Although it’s popular to accuse couples of setting themselves up for disaster by expecting too much from marriage, for many of us, the problem is exactly the opposite: We don’t set our sights high enough.
In keeping our expectations low, we may hope to avoid disappointment and loss. However, this strategy contains some serious dangers. Limited expectations generate a modest vision of what is possible, and the single greatest factor in determining the outcome of any situation is our belief in regard to what it is ‘reasonable’ to expect. The more we believe is possible for us, the higher we are likely to set our goals. The level at which we establish our goals generally has much less to do with what we are actually capable of achieving than what we believe is attainable or realistic.
The Power of Expectation
Prior to Roger Banister’s breaking of the four-minute mile in 1954, it was deemed impossible for a human being to achieve that feat.

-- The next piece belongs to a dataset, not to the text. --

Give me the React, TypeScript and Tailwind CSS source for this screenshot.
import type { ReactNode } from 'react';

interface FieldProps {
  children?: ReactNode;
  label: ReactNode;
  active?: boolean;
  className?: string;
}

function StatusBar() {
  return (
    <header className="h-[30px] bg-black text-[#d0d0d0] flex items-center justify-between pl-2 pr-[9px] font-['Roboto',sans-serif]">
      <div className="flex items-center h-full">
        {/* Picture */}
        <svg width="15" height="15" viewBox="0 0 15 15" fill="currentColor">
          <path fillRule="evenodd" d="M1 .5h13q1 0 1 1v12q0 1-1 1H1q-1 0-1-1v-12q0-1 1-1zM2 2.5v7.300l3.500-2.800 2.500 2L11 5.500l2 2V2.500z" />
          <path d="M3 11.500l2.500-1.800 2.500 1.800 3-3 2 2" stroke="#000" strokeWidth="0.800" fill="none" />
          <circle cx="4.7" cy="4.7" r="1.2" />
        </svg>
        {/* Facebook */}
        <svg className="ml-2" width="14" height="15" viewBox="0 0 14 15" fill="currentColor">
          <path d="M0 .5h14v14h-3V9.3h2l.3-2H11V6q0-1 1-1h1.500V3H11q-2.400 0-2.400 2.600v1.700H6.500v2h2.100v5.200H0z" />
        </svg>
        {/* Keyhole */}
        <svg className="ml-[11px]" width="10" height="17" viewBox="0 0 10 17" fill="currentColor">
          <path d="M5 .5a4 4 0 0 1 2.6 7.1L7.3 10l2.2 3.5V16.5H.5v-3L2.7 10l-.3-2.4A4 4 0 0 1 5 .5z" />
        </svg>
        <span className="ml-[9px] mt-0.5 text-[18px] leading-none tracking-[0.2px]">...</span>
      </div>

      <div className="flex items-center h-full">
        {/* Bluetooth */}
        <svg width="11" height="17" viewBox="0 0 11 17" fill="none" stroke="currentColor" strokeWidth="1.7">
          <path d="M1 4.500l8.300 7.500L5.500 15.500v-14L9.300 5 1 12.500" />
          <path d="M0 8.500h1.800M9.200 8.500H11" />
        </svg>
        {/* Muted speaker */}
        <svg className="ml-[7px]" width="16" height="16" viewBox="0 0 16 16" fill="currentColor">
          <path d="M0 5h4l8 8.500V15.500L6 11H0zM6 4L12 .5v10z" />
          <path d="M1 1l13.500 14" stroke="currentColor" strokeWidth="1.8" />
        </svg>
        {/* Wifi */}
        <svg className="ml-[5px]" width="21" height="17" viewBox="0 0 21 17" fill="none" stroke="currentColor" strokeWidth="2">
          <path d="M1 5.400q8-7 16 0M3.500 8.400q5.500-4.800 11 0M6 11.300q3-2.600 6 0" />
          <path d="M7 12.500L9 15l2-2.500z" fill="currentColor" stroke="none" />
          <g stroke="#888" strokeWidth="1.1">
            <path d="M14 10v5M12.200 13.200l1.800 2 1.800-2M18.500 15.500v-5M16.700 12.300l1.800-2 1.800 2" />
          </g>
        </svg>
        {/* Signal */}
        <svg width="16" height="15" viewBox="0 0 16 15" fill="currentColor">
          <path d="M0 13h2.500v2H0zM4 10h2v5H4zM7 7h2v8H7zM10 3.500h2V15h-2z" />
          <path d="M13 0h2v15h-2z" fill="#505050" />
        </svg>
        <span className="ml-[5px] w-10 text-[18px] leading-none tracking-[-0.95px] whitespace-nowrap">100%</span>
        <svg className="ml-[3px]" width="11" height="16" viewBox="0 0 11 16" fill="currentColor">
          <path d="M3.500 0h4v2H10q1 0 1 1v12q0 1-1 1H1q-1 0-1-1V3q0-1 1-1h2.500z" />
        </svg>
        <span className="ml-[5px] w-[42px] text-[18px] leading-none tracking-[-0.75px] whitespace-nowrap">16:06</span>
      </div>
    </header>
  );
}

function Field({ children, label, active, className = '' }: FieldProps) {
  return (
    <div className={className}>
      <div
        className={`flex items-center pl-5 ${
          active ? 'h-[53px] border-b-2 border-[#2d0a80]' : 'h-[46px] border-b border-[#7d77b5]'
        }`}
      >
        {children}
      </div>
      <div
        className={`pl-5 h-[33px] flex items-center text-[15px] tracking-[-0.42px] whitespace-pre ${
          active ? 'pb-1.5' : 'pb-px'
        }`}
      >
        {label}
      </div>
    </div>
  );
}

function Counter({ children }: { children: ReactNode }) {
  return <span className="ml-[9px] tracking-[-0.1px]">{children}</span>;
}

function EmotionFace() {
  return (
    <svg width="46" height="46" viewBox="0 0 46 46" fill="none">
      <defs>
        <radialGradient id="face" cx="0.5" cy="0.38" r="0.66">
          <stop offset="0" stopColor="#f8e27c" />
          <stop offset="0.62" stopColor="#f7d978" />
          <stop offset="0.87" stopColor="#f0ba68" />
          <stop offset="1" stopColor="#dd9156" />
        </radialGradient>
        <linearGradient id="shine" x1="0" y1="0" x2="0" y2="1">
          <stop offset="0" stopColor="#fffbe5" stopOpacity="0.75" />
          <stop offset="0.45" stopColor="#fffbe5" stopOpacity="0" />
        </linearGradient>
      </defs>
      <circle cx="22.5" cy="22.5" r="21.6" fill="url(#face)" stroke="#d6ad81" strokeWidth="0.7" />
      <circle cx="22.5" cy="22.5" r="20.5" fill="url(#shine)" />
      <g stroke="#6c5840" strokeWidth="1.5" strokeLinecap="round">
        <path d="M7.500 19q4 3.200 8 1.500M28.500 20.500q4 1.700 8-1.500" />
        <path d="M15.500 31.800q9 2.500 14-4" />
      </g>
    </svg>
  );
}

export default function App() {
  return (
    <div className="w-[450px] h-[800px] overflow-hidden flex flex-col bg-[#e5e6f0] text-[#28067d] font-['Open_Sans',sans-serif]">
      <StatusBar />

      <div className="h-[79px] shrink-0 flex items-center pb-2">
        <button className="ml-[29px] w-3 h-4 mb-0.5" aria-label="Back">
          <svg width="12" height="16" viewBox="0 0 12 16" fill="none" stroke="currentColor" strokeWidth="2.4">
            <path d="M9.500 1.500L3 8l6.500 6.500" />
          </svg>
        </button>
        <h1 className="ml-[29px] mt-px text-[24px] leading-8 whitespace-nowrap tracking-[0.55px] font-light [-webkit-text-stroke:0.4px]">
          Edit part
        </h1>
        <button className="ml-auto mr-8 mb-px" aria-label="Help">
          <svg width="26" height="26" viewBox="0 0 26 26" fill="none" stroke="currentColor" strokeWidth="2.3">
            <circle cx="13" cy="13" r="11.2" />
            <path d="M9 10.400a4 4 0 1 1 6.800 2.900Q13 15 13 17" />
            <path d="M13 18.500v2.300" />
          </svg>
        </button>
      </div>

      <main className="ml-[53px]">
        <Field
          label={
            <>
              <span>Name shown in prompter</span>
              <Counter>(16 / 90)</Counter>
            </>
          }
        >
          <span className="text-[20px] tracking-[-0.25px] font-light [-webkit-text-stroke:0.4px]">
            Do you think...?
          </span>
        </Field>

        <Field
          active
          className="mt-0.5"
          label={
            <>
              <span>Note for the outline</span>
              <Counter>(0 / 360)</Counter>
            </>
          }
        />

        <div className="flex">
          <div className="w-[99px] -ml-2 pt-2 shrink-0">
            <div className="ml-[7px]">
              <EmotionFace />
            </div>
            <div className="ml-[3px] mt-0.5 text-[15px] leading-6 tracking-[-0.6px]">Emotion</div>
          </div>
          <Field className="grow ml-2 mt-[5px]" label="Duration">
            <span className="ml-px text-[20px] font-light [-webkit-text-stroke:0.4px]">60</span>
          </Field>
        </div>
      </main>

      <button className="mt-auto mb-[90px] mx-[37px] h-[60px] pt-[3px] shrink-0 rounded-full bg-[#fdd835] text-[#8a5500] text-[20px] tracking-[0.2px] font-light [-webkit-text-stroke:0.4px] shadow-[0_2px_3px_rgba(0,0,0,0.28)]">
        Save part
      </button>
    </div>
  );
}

Almost immediately after his accomplishment, other runners joined the sub-four-minute mile club. Within a decade, several hundred runners had done what ten years prior, had been seen as impossible. Such is the power of expectations.
When Linda and I got married in 1972, I deliberately set my sights low. All the better to avoid the disappointment that I was sure I would experience if I hoped for anything more than a comfortable arrangement in which we got along reasonably well and didn’t fight too much. Talk about low expectations!